A person who is addicted to the skewed brain chemistry will be stressed enough to keep them in focussed attention most of the time. They won’t be in a position to have “Aha!” moments, so they won’t expect them, or rely on them. They will be very expert at putting problems into categories, looking up the category/response tuple that has been drilled into them by rote, and performing the response. Sometimes, people get so engrossed in this way of doing things that when they can’t place the problem in a known category, they’ll either conclude that the problem is wrong, or if they’re stressed enough they’ll pick some category pretty much at random, be unable to perform the response, then panic and attempt to avoid blame.
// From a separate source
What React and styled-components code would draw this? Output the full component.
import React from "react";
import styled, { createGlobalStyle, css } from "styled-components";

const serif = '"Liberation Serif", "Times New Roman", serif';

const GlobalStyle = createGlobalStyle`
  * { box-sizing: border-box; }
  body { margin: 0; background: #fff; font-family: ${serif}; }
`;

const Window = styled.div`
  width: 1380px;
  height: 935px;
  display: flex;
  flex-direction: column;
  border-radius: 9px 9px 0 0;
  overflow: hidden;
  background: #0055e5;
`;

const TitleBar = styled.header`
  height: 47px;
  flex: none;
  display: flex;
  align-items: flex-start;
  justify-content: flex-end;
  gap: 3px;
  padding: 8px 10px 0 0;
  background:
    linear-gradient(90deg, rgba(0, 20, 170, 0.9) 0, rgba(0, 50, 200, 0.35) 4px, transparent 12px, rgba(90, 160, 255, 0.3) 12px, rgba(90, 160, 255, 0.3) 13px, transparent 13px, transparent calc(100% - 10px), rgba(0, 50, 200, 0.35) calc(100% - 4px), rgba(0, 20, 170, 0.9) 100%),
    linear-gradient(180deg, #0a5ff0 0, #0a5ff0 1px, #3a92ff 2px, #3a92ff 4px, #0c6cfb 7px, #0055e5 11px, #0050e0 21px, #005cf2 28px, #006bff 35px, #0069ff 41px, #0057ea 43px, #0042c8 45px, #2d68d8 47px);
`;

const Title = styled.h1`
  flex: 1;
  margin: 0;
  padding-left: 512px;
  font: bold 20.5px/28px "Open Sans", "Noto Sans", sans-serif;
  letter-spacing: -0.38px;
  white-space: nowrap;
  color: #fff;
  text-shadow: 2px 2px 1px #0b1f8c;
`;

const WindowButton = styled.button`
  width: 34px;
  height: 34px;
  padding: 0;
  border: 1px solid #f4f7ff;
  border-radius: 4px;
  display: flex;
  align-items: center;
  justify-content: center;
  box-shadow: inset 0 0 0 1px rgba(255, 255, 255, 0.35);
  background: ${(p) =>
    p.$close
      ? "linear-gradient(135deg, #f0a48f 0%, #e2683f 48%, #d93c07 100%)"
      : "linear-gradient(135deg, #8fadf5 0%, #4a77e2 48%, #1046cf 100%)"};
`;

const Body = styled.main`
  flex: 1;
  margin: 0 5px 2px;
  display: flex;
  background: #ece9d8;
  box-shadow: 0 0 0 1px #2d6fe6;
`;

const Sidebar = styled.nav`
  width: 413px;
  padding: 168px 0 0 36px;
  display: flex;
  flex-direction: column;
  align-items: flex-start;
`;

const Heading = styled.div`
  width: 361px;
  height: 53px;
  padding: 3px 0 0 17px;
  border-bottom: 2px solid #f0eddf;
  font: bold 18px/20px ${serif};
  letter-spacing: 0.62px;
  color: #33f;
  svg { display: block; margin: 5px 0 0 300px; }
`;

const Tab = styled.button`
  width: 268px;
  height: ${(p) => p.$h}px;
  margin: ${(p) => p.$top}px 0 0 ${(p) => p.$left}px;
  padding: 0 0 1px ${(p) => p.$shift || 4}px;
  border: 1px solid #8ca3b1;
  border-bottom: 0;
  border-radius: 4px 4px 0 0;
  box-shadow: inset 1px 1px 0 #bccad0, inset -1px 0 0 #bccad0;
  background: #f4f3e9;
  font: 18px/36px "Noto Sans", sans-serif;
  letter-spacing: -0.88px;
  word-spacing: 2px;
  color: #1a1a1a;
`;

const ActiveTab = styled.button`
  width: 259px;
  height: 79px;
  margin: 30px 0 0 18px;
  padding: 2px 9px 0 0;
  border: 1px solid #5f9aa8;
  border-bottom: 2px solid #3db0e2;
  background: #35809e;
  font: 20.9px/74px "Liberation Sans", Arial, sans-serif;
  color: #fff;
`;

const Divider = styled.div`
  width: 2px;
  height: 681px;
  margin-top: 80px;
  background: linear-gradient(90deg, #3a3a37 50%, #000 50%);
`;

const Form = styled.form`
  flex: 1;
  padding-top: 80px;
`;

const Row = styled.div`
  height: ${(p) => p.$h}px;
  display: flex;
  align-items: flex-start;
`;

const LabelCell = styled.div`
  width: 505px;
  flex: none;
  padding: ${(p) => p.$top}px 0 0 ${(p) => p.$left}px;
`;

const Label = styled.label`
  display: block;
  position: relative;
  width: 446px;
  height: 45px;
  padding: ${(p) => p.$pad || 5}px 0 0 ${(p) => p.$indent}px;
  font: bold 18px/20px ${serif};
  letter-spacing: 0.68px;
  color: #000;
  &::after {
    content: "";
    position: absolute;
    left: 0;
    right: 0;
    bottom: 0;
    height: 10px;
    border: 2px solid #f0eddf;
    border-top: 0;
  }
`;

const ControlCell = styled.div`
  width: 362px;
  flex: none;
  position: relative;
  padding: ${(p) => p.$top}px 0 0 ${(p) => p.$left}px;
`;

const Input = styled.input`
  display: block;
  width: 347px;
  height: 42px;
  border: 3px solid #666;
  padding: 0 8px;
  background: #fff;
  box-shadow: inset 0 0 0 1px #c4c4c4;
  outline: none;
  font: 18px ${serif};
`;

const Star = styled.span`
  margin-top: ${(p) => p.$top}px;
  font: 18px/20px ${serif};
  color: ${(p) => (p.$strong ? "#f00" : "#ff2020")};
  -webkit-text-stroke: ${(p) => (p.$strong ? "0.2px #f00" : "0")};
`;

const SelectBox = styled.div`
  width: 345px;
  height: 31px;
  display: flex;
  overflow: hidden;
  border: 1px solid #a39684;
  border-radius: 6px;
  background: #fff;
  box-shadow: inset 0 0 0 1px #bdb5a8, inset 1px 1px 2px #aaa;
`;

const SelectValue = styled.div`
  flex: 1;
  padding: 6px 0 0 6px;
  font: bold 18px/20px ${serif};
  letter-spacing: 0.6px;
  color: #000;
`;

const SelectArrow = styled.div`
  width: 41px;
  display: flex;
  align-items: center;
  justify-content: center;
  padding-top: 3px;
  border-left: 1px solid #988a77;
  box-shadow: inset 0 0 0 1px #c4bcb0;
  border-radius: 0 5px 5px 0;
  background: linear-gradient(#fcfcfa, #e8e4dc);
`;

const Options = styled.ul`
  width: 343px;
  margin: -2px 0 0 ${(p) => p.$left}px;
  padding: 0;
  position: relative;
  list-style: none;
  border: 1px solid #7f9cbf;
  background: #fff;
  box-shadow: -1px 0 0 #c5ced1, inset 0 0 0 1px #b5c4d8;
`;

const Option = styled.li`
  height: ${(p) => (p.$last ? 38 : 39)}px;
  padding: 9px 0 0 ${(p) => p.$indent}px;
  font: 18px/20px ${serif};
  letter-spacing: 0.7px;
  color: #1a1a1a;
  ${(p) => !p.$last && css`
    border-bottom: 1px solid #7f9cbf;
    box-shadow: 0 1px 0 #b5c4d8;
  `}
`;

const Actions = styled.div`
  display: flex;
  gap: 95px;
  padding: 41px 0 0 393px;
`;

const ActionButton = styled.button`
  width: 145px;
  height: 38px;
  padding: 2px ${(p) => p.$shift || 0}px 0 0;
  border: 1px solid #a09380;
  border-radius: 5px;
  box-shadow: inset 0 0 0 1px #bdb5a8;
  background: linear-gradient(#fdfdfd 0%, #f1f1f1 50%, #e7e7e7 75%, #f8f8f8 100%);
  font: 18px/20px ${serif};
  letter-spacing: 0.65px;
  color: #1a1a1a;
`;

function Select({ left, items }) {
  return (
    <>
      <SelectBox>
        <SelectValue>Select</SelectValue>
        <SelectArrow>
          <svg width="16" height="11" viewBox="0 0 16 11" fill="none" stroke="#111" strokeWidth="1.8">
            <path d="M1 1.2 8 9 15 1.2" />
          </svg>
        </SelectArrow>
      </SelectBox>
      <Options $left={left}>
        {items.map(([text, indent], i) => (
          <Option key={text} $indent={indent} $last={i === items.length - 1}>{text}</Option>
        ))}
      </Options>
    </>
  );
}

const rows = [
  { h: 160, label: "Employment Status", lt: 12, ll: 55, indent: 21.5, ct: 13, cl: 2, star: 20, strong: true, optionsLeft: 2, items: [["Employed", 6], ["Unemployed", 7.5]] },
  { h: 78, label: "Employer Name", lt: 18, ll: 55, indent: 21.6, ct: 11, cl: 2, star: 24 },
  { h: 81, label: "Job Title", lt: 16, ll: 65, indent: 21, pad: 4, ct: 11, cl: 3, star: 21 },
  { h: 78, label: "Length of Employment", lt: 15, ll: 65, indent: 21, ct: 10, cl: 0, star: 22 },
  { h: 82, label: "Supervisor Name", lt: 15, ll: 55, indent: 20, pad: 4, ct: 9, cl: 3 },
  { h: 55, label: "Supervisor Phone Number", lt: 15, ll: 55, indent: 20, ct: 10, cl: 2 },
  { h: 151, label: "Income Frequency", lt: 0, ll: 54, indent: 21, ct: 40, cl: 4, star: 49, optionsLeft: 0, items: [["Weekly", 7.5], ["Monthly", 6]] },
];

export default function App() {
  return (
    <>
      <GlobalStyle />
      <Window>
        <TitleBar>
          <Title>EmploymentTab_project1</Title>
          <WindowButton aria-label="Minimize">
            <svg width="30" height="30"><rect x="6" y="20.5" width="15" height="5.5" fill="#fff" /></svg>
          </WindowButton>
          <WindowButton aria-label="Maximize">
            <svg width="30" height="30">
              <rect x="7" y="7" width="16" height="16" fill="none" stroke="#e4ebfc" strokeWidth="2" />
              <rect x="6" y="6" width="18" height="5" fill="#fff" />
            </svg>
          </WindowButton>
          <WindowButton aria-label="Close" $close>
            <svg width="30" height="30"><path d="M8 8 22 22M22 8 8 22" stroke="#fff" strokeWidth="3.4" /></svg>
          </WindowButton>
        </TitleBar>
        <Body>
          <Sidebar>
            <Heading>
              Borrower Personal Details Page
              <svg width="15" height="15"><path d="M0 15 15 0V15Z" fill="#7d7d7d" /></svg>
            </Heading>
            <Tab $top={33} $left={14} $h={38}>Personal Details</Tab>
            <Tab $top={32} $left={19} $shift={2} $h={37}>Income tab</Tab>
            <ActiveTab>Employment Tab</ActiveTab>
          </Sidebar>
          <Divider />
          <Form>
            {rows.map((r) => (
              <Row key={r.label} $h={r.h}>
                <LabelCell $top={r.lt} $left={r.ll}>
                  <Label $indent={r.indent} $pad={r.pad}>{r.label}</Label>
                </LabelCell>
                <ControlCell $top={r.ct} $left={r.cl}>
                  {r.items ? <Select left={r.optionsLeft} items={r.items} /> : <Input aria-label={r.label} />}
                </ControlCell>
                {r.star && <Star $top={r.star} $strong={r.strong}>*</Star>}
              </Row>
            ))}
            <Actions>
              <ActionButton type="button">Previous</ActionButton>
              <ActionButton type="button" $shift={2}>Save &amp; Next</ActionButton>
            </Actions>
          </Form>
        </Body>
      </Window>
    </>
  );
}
These are behaviours which we can frequently observe happening around us.
Now those “Aha!” moments that pop up when the semantic and associative network has done its stuff and reports a result aren’t just confined to geeky maths puzzles. When a poet compares his girlfriend to a summer’s day it isn’t a literal correspondence. He isn’t arguing that her kneecaps map to the morning coffee break in any way. Even so, his semantic and associative network has proposed the simile, and if on reflection he decides there’s something in it, he’ll start dipping his quill and scribing.
People who are fortunate enough to retain the full use of their semantic and associative network unless they are immediately (or recently have been) stressed, often get frustrated by people who do not. They assume they are looking at people with the same kind of cognition (at the time) that they are using themselves. It’s a reasonable assumption, but it’s wrong. The others don’t have access to the the hair-trigger word association football that might cause them to muse, “Mmm… kneecaps… hubcaps!”:
If the person is in focussed attention most of the time, they won’t realize that they’re limited to a categorize/respond kind of mentation, because they don’t have anything to compare it to. So the cartoonist is giving sensible advice from one point of view, which is not communicating anything at all to the people the cartoon is intended to benefit. Anyway, there’s really no need to advise people to stop seeing labels, because it’s the wrong target. If the cartoonist could reduce the intended beneficiaries resting stress levels enough, the full richness of their surroundings would become evident to them anyway.
It isn’t a matter of choice. Software engineering managers who exhort their staff to “Do better!” without showing them how are making that mistake, plus the added mistake that in our focussed attention based culture they don’t even realize that the cartoonist’s intent is correct. We can’t find solutions to complex combinatorical problems by pushing labels around. We need to drop the labels and poke around the full richness of the problem domain with our semantic and associative networks.
That’s why gelled teams, where each person does have access to their semantic and associative networks (at least in the protected conditions set up by enlightened or lucky leaders), tend to develop their own internal slang for aspects of the problem that present themselves powerfully enough to be seen or pointed out to all.
Trivia A: The sequence is the squares of primes, so the missing number is 132 = 169.
Trivia B: That Billy Shakespeare must have heavier cease and desist than Prince. Not one of his gigs are on YouTube!